Rows from a dataset of pages and code
_ _ _ _

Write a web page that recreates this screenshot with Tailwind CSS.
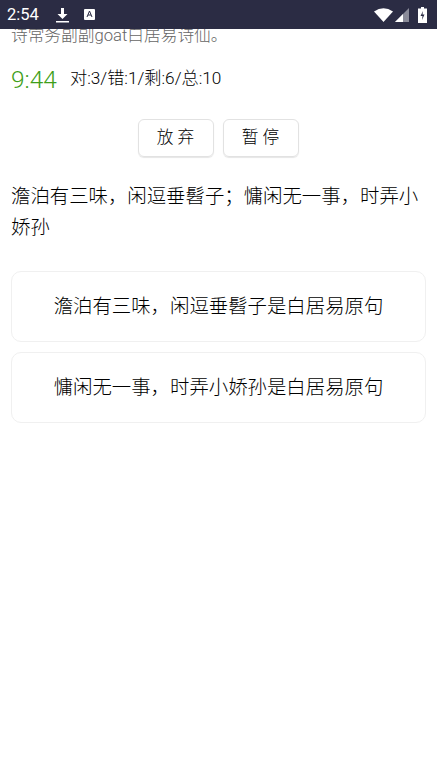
<!DOCTYPE html>
<html lang="zh">
<head>
    <meta charset="UTF-8">
    <meta name="viewport" content="width=device-width, initial-scale=1.0">
    <title>诗词答题</title>
    <script src="https://cdn.jsdelivr.net/npm/@tailwindcss/browser@4"></script>
</head>
<body class="bg-white w-[437px] h-[776px] overflow-hidden font-['Roboto','Noto_Sans_CJK_SC',sans-serif]">
    <!-- Status bar -->
    <div class="relative z-10 h-[29px] bg-[#2b2c44] flex items-center pl-[7px] pr-[10px] text-white">
        <span class="text-[16.5px] w-[34px] mt-[1px]">2:54</span>
        <svg class="ml-[15px]" width="14" height="16" viewBox="0 0 14 16"><path d="M5 1h3v6h3.500L6.500 12 1.500 7H5z" fill="#fff"/><rect x="0" y="14" width="13" height="1.500" fill="#fff"/></svg>
        <svg class="ml-[14px]" width="11" height="11" viewBox="0 0 11 11"><rect width="11" height="11" rx="1" fill="#fff"/><path d="M3 8 5.500 2 8 8M4 6h3" stroke="#2b2c44" stroke-width="1" fill="none"/></svg>
        <div class="ml-auto flex items-center">
            <svg width="19" height="14" viewBox="0 0 19 14"><path d="M0 3.500Q9.500-3 19 3.500L9.500 14z" fill="#fff"/></svg>
            <svg class="ml-[2px]" width="14" height="14" viewBox="0 0 14 14"><path d="M14 0V14H0z" fill="#8a8b99"/><path d="M8 6V14H0z" fill="#fff"/></svg>
            <svg class="ml-[9px]" width="9" height="16" viewBox="0 0 9 16"><path d="M3 0h3v1.500h3V16H0V1.500h3z" fill="#fff"/><path d="M5 4 2.500 9h2L4 13 6.500 7.500h-2z" fill="#2b2c44"/></svg>
        </div>
    </div>

    <!-- Content -->
    <div class="px-[11px]">
        <p class="text-[16.7px] leading-[20px] font-light text-[#666] -mt-[3px]">诗常务副副goat白居易诗仙。</p>

        <div class="flex items-center mt-[20px] h-[26px]">
            <span class="text-[24.500px] font-light text-[#3f9f1a] w-[59px] mt-[2px]">9:44</span>
            <span class="text-[17.200px] font-light text-black -mt-[1px]">对:3/错:1/剩:6/总:10</span>
        </div>

        <div class="flex justify-center gap-[9px] mt-[27px] ml-[-1px]">
            <button class="w-[76px] h-[38px] border border-[#e2e2e2] shadow-[0_1px_1px_#e6e6e6] rounded-[6px] text-[16.700px] font-light text-black">放 弃</button>
            <button class="w-[76px] h-[38px] border border-[#e2e2e2] shadow-[0_1px_1px_#e6e6e6] rounded-[6px] text-[16.700px] font-light text-black">暂 停</button>
        </div>

        <p class="text-[19.400px] leading-[31px] font-light text-black mt-[24px]">澹泊有三味，闲逗垂髫子；慵闲无一事，时弄小娇孙</p>

        <div class="mt-[28px] flex flex-col gap-[10px] w-[415px]">
            <div class="h-[71px] border border-[#f0f0f0] rounded-[10px] flex items-center justify-center text-[19.400px] font-light text-black">澹泊有三味，闲逗垂髫子是白居易原句</div>
            <div class="h-[71px] border border-[#f0f0f0] rounded-[10px] flex items-center justify-center text-[19.400px] font-light text-black">慵闲无一事，时弄小娇孙是白居易原句</div>
        </div>
    </div>
</body>
</html>
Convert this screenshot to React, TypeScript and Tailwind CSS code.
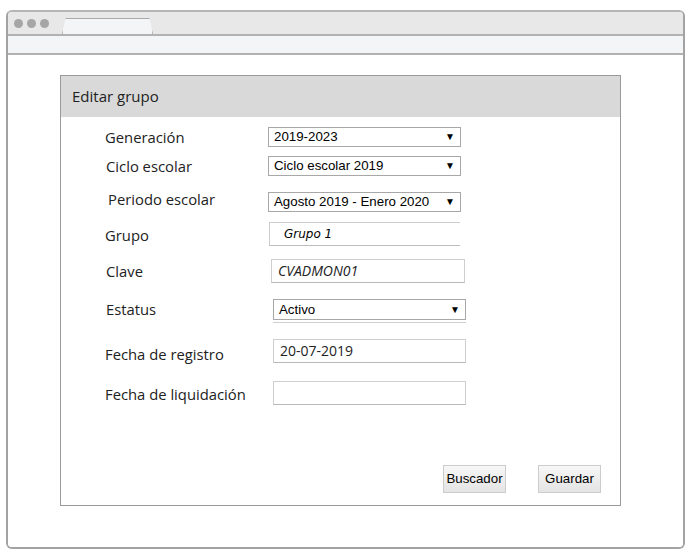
import React from "react";

const labelFont = "font-['Open_Sans',sans-serif] text-[14.8px] leading-[18px] text-[#222]";
const fieldFont = "font-['Liberation_Sans',Arial,sans-serif] text-[13.3px] text-black";

const Select = ({ value, className = "" }: { value: string; className?: string }) => (
  <div
    className={`flex items-center justify-between border border-[#a8a8a8] bg-white pl-[5px] pr-[5px] leading-none ${fieldFont} ${className}`}
  >
    <span>{value}</span>
    <span className="text-[10px] leading-none">▼</span>
  </div>
);

const Input = ({ value, italic, className = "" }: { value?: string; italic?: boolean; className?: string }) => (
  <div
    className={`flex items-center border border-[#cfcfcf] border-b-[#b9b9b9] bg-white pl-[6px] font-['Open_Sans',sans-serif] text-[14px] leading-none text-[#222] ${
      italic ? "italic" : ""
    } ${className}`}
  >
    {value}
  </div>
);

const Row = ({
  label,
  labelLeft,
  labelShift = 0,
  className = "",
  children,
}: {
  label: string;
  labelLeft: string;
  labelShift?: number;
  className?: string;
  children: React.ReactNode;
}) => (
  <div className={`flex items-center ${className}`}>
    <div className={`${labelLeft} shrink-0 ${labelFont}`} style={{ transform: `translateY(${labelShift}px)` }}>
      {label}
    </div>
    {children}
  </div>
);

export default function App() {
  return (
    <div className="w-[690px] h-[560px] bg-white pt-[10px] pl-[6px]">
      {/* browser frame */}
      <div className="w-[679px] h-[539px] rounded-t-[6px] rounded-b-[6px] border-2 border-[#a3a3a3] border-t-[#b5b5b5] flex flex-col overflow-hidden">
        <div className="h-[22px] bg-[#e8e8e8] flex items-end pl-[6px] relative">
          <div className="flex gap-[4px] self-center">
            <span className="w-[9px] h-[9px] rounded-full bg-[#a6a6a6]" />
            <span className="w-[9px] h-[9px] rounded-full bg-[#a6a6a6]" />
            <span className="w-[9px] h-[9px] rounded-full bg-[#a6a6a6]" />
          </div>
          <div className="ml-[13px] w-[91px] h-[16px] bg-[#f4f5f7] border border-b-0 border-[#a9a9a9] [clip-path:polygon(0_100%,4%_0,96%_0,100%_100%)] rounded-t-[2px]" />
        </div>
        <div className="h-[21px] bg-[#f4f5f7] border-t-2 border-b-2 border-[#b2b2b2]" />
        <div className="flex-1 bg-white pl-[52px] pt-[20px]">
          {/* panel */}
          <div className="w-[561px] h-[431px] border border-[#9a9a9a] flex flex-col">
            <div className="h-[41px] bg-[#d9d9d9] flex items-center pl-[11px] font-['Open_Sans',sans-serif] text-[15px] text-[#222]">
              Editar grupo
            </div>
            <div className="flex flex-col">
              <Row label="Generación" labelLeft="w-[207px] pl-[44px]" className="mt-[10px]">
                <Select value="2019-2023" className="w-[193px] h-[20px]" />
              </Row>
              <Row label="Ciclo escolar" labelLeft="w-[207px] pl-[45px]" className="mt-[9px]">
                <Select value="Ciclo escolar 2019" className="w-[193px] h-[20px]" />
              </Row>
              <Row label="Periodo escolar" labelLeft="w-[207px] pl-[47px]" labelShift={-3} className="mt-[16px]">
                <Select value="Agosto 2019 - Enero 2020" className="w-[193px] h-[20px]" />
              </Row>
              <Row label="Grupo" labelLeft="w-[208px] pl-[44px]" labelShift={1} className="mt-[10px]">
                <div className="w-[191px] h-[24px] border-t border-l border-b border-[#cdcdcd] border-b-[#bdbdbd] flex items-center pl-[14px] italic font-['DejaVu_Sans',sans-serif] text-[12px] leading-none text-black">
                  Grupo 1
                </div>
              </Row>
              <Row label="Clave" labelLeft="w-[210px] pl-[45px]" className="mt-[13px]">
                <Input value="CVADMON01" italic className="w-[194px] h-[24px]" />
              </Row>
              <div className="mt-[16px] flex">
                <div className={`w-[212px] pl-[45px] shrink-0 ${labelFont} pt-[1px]`}>Estatus</div>
                <div className="flex flex-col">
                  <Select value="Activo" className="w-[193px] h-[21px] border-[#9c9c9c]" />
                  <div className="mt-[2px] w-[193px] h-[1px] bg-[#cfcfcf]" />
                </div>
              </div>
              <Row label="Fecha de registro" labelLeft="w-[212px] pl-[44px]" labelShift={3} className="mt-[16px]">
                <Input value="20-07-2019" className="w-[193px] h-[24px]" />
              </Row>
              <Row label="Fecha de liquidación" labelLeft="w-[212px] pl-[44px]" labelShift={1} className="mt-[18px]">
                <Input className="w-[193px] h-[24px]" />
              </Row>
              <div className="mt-[60px] flex pl-[382px] gap-[32px]">
                <button className={`w-[63px] h-[28px] border border-[#cccccc] bg-gradient-to-b from-[#f7f7f7] to-[#e4e4e4] ${fieldFont}`}>
                  Buscador
                </button>
                <button className={`w-[63px] h-[28px] border border-[#cccccc] bg-gradient-to-b from-[#f7f7f7] to-[#e4e4e4] ${fieldFont}`}>
                  Guardar
                </button>
              </div>
            </div>
          </div>
        </div>
      </div>
    </div>
  );
}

_ _ _ _

What you should do
Filter the entries down to the lines with the word "screenshot" in them.

Exercise answer
Write a web page that recreates this screenshot with Tailwind CSS.
Convert this screenshot to React, TypeScript and Tailwind CSS code.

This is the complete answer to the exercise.